Begin with the first line of the listing and quote every line through the one containing "import React from 'react';"; give only those lines.

[Source data]:
.....

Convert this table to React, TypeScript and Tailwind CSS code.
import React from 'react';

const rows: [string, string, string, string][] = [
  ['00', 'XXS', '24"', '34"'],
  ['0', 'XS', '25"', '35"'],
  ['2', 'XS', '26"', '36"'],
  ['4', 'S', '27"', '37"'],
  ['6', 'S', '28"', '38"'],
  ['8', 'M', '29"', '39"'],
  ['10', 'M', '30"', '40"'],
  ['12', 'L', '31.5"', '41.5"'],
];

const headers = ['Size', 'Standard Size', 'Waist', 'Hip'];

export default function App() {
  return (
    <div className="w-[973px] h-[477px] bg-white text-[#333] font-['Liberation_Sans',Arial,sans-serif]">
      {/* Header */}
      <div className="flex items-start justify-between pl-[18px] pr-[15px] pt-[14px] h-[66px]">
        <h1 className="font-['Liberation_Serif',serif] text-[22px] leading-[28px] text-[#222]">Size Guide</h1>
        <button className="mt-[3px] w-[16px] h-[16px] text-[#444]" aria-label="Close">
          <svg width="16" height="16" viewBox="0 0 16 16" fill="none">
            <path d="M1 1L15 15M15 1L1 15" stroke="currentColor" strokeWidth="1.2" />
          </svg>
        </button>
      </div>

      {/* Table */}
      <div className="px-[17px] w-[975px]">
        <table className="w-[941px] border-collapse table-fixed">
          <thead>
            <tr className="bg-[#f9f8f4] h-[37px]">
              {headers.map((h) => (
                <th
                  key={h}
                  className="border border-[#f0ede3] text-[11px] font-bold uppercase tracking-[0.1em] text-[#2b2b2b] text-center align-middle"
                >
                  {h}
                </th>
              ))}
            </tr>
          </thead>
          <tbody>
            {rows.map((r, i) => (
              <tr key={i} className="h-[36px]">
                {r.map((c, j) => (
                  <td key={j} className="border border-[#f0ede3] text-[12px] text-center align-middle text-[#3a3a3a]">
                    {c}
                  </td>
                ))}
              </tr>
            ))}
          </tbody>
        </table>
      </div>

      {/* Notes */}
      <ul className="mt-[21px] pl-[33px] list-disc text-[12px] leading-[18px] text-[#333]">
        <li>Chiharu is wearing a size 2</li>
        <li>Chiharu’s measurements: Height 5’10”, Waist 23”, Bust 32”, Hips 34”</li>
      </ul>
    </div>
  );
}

.....

[In response]:
Convert this table to React, TypeScript and Tailwind CSS code.
import React from 'react';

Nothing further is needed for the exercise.